§ PROBLEM DESCRIPTION
Without the images, write out the whole listing exactly.
************
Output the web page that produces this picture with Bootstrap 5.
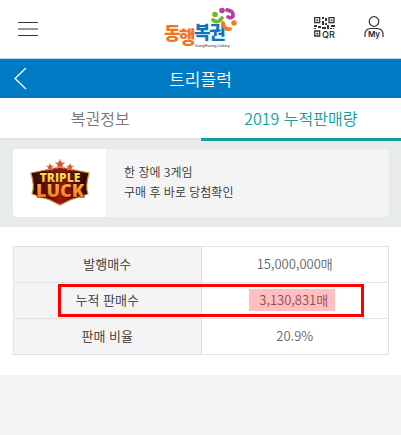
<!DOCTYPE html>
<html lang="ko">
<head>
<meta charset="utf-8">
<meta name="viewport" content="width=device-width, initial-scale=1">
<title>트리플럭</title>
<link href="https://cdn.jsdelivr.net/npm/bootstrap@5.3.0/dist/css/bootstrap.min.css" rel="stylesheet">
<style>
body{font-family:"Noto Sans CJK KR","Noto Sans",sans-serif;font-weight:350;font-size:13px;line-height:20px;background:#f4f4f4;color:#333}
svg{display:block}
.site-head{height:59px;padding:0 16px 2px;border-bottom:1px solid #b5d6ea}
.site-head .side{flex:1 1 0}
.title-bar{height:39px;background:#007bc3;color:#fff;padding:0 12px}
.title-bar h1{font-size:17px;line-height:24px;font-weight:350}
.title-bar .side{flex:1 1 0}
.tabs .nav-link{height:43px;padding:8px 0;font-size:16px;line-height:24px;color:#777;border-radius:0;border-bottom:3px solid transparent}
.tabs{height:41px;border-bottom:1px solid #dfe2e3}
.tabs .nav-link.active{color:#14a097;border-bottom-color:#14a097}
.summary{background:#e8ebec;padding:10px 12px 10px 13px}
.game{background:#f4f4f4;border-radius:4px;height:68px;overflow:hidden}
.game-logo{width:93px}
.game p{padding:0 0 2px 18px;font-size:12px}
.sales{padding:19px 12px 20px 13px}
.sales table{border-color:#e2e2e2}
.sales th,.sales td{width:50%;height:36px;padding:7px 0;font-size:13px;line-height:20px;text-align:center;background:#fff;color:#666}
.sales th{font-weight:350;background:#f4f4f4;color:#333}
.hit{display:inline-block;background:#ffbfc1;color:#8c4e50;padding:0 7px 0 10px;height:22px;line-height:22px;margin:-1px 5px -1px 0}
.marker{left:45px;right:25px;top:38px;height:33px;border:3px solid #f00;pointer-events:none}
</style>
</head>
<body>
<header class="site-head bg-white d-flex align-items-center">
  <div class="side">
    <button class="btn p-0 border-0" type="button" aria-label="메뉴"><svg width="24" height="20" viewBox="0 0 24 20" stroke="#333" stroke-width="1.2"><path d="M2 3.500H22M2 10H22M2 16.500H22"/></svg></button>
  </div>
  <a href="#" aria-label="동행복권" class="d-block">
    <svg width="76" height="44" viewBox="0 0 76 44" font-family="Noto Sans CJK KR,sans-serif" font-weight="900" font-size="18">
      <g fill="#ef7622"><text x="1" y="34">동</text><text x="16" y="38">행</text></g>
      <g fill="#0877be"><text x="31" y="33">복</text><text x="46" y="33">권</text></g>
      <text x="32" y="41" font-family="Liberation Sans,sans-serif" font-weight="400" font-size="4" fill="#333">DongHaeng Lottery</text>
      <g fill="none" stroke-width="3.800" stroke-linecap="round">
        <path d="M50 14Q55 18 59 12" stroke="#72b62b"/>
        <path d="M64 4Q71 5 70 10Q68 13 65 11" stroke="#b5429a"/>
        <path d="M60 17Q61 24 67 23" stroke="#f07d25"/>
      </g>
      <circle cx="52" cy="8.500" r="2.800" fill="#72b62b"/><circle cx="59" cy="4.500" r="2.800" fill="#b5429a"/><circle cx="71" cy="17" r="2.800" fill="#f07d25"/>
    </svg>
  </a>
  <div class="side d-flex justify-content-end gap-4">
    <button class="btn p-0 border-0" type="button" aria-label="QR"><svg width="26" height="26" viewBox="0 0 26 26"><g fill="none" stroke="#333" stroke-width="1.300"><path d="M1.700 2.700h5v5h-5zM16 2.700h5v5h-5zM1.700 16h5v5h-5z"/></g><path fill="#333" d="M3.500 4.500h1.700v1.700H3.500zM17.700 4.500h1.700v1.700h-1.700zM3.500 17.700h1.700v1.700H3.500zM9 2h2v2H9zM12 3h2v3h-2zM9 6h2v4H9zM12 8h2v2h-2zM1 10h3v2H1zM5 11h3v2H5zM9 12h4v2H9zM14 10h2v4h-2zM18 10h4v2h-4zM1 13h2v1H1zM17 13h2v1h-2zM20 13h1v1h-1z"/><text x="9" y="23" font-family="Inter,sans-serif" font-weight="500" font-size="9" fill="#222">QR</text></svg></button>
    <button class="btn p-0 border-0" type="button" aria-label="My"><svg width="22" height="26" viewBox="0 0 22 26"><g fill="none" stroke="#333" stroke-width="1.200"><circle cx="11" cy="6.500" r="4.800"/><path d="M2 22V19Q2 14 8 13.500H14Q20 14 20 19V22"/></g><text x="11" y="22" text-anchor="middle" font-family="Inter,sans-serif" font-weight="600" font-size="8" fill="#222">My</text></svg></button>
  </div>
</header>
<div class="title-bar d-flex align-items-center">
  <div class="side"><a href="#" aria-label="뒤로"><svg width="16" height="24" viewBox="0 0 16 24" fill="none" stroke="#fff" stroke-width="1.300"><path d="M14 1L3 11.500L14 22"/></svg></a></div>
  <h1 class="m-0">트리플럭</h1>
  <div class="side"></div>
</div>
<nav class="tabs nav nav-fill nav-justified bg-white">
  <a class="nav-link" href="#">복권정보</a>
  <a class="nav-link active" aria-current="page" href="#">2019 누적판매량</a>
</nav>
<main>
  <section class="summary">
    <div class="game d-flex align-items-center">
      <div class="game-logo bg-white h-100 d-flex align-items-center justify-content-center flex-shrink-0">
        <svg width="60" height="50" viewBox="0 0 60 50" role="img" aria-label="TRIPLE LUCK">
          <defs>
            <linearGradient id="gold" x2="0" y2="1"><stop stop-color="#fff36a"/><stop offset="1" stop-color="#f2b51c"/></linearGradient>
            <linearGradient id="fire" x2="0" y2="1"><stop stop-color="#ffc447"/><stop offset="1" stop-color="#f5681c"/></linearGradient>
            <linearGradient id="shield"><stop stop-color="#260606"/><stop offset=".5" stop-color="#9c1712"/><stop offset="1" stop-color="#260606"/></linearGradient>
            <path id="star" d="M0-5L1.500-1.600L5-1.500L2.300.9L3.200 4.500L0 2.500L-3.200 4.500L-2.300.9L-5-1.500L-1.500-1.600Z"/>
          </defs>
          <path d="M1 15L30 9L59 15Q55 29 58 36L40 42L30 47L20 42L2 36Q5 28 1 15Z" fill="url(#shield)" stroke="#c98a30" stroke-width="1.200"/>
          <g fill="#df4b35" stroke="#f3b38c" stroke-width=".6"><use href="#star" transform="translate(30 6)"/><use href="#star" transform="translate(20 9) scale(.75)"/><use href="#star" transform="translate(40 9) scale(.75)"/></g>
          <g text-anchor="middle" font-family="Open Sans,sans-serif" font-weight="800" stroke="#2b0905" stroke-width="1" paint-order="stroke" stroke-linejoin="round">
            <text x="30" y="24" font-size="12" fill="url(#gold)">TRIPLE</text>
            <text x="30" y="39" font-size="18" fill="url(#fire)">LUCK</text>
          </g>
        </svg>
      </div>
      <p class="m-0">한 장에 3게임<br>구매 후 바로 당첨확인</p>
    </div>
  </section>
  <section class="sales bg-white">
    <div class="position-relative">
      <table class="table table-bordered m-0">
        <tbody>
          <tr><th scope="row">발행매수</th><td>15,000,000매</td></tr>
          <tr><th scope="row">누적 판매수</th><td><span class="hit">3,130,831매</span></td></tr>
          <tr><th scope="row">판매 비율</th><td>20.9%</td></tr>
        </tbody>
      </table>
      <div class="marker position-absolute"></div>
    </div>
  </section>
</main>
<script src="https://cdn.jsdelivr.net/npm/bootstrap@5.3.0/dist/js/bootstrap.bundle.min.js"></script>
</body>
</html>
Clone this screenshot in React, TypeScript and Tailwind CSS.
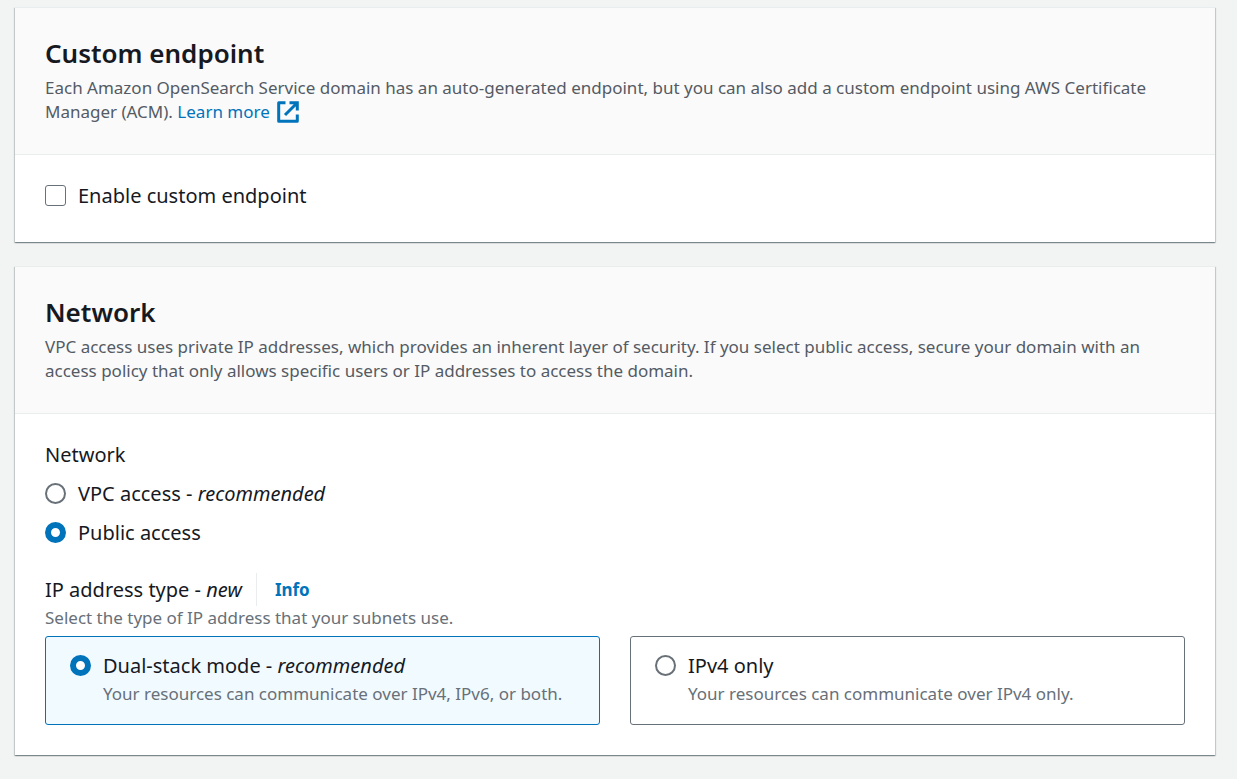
************
§ WRITTEN RESPONSE
Output the web page that produces this picture with Bootstrap 5.
<!DOCTYPE html>
<html lang="ko">
<head>
<meta charset="utf-8">
<meta name="viewport" content="width=device-width, initial-scale=1">
<title>트리플럭</title>
<link href="https://cdn.jsdelivr.net/npm/bootstrap@5.3.0/dist/css/bootstrap.min.css" rel="stylesheet">
<style>
body{font-family:"Noto Sans CJK KR","Noto Sans",sans-serif;font-weight:350;font-size:13px;line-height:20px;background:#f4f4f4;color:#333}
svg{display:block}
.site-head{height:59px;padding:0 16px 2px;border-bottom:1px solid #b5d6ea}
.site-head .side{flex:1 1 0}
.title-bar{height:39px;background:#007bc3;color:#fff;padding:0 12px}
.title-bar h1{font-size:17px;line-height:24px;font-weight:350}
.title-bar .side{flex:1 1 0}
.tabs .nav-link{height:43px;padding:8px 0;font-size:16px;line-height:24px;color:#777;border-radius:0;border-bottom:3px solid transparent}
.tabs{height:41px;border-bottom:1px solid #dfe2e3}
.tabs .nav-link.active{color:#14a097;border-bottom-color:#14a097}
.summary{background:#e8ebec;padding:10px 12px 10px 13px}
.game{background:#f4f4f4;border-radius:4px;height:68px;overflow:hidden}
.game-logo{width:93px}
.game p{padding:0 0 2px 18px;font-size:12px}
.sales{padding:19px 12px 20px 13px}
.sales table{border-color:#e2e2e2}
.sales th,.sales td{width:50%;height:36px;padding:7px 0;font-size:13px;line-height:20px;text-align:center;background:#fff;color:#666}
.sales th{font-weight:350;background:#f4f4f4;color:#333}
.hit{display:inline-block;background:#ffbfc1;color:#8c4e50;padding:0 7px 0 10px;height:22px;line-height:22px;margin:-1px 5px -1px 0}
.marker{left:45px;right:25px;top:38px;height:33px;border:3px solid #f00;pointer-events:none}
</style>
</head>
<body>
<header class="site-head bg-white d-flex align-items-center">
  <div class="side">
    <button class="btn p-0 border-0" type="button" aria-label="메뉴"><svg width="24" height="20" viewBox="0 0 24 20" stroke="#333" stroke-width="1.2"><path d="M2 3.500H22M2 10H22M2 16.500H22"/></svg></button>
  </div>
  <a href="#" aria-label="동행복권" class="d-block">
    <svg width="76" height="44" viewBox="0 0 76 44" font-family="Noto Sans CJK KR,sans-serif" font-weight="900" font-size="18">
      <g fill="#ef7622"><text x="1" y="34">동</text><text x="16" y="38">행</text></g>
      <g fill="#0877be"><text x="31" y="33">복</text><text x="46" y="33">권</text></g>
      <text x="32" y="41" font-family="Liberation Sans,sans-serif" font-weight="400" font-size="4" fill="#333">DongHaeng Lottery</text>
      <g fill="none" stroke-width="3.800" stroke-linecap="round">
        <path d="M50 14Q55 18 59 12" stroke="#72b62b"/>
        <path d="M64 4Q71 5 70 10Q68 13 65 11" stroke="#b5429a"/>
        <path d="M60 17Q61 24 67 23" stroke="#f07d25"/>
      </g>
      <circle cx="52" cy="8.500" r="2.800" fill="#72b62b"/><circle cx="59" cy="4.500" r="2.800" fill="#b5429a"/><circle cx="71" cy="17" r="2.800" fill="#f07d25"/>
    </svg>
  </a>
  <div class="side d-flex justify-content-end gap-4">
    <button class="btn p-0 border-0" type="button" aria-label="QR"><svg width="26" height="26" viewBox="0 0 26 26"><g fill="none" stroke="#333" stroke-width="1.300"><path d="M1.700 2.700h5v5h-5zM16 2.700h5v5h-5zM1.700 16h5v5h-5z"/></g><path fill="#333" d="M3.500 4.500h1.700v1.700H3.500zM17.700 4.500h1.700v1.700h-1.700zM3.500 17.700h1.700v1.700H3.500zM9 2h2v2H9zM12 3h2v3h-2zM9 6h2v4H9zM12 8h2v2h-2zM1 10h3v2H1zM5 11h3v2H5zM9 12h4v2H9zM14 10h2v4h-2zM18 10h4v2h-4zM1 13h2v1H1zM17 13h2v1h-2zM20 13h1v1h-1z"/><text x="9" y="23" font-family="Inter,sans-serif" font-weight="500" font-size="9" fill="#222">QR</text></svg></button>
    <button class="btn p-0 border-0" type="button" aria-label="My"><svg width="22" height="26" viewBox="0 0 22 26"><g fill="none" stroke="#333" stroke-width="1.200"><circle cx="11" cy="6.500" r="4.800"/><path d="M2 22V19Q2 14 8 13.500H14Q20 14 20 19V22"/></g><text x="11" y="22" text-anchor="middle" font-family="Inter,sans-serif" font-weight="600" font-size="8" fill="#222">My</text></svg></button>
  </div>
</header>
<div class="title-bar d-flex align-items-center">
  <div class="side"><a href="#" aria-label="뒤로"><svg width="16" height="24" viewBox="0 0 16 24" fill="none" stroke="#fff" stroke-width="1.300"><path d="M14 1L3 11.500L14 22"/></svg></a></div>
  <h1 class="m-0">트리플럭</h1>
  <div class="side"></div>
</div>
<nav class="tabs nav nav-fill nav-justified bg-white">
  <a class="nav-link" href="#">복권정보</a>
  <a class="nav-link active" aria-current="page" href="#">2019 누적판매량</a>
</nav>
<main>
  <section class="summary">
    <div class="game d-flex align-items-center">
      <div class="game-logo bg-white h-100 d-flex align-items-center justify-content-center flex-shrink-0">
        <svg width="60" height="50" viewBox="0 0 60 50" role="img" aria-label="TRIPLE LUCK">
          <defs>
            <linearGradient id="gold" x2="0" y2="1"><stop stop-color="#fff36a"/><stop offset="1" stop-color="#f2b51c"/></linearGradient>
            <linearGradient id="fire" x2="0" y2="1"><stop stop-color="#ffc447"/><stop offset="1" stop-color="#f5681c"/></linearGradient>
            <linearGradient id="shield"><stop stop-color="#260606"/><stop offset=".5" stop-color="#9c1712"/><stop offset="1" stop-color="#260606"/></linearGradient>
            <path id="star" d="M0-5L1.500-1.600L5-1.500L2.300.9L3.200 4.500L0 2.500L-3.200 4.500L-2.300.9L-5-1.500L-1.500-1.600Z"/>
          </defs>
          <path d="M1 15L30 9L59 15Q55 29 58 36L40 42L30 47L20 42L2 36Q5 28 1 15Z" fill="url(#shield)" stroke="#c98a30" stroke-width="1.200"/>
          <g fill="#df4b35" stroke="#f3b38c" stroke-width=".6"><use href="#star" transform="translate(30 6)"/><use href="#star" transform="translate(20 9) scale(.75)"/><use href="#star" transform="translate(40 9) scale(.75)"/></g>
          <g text-anchor="middle" font-family="Open Sans,sans-serif" font-weight="800" stroke="#2b0905" stroke-width="1" paint-order="stroke" stroke-linejoin="round">
            <text x="30" y="24" font-size="12" fill="url(#gold)">TRIPLE</text>
            <text x="30" y="39" font-size="18" fill="url(#fire)">LUCK</text>
          </g>
        </svg>
      </div>
      <p class="m-0">한 장에 3게임<br>구매 후 바로 당첨확인</p>
    </div>
  </section>
  <section class="sales bg-white">
    <div class="position-relative">
      <table class="table table-bordered m-0">
        <tbody>
          <tr><th scope="row">발행매수</th><td>15,000,000매</td></tr>
          <tr><th scope="row">누적 판매수</th><td><span class="hit">3,130,831매</span></td></tr>
          <tr><th scope="row">판매 비율</th><td>20.9%</td></tr>
        </tbody>
      </table>
      <div class="marker position-absolute"></div>
    </div>
  </section>
</main>
<script src="https://cdn.jsdelivr.net/npm/bootstrap@5.3.0/dist/js/bootstrap.bundle.min.js"></script>
</body>
</html>
Clone this screenshot in React, TypeScript and Tailwind CSS.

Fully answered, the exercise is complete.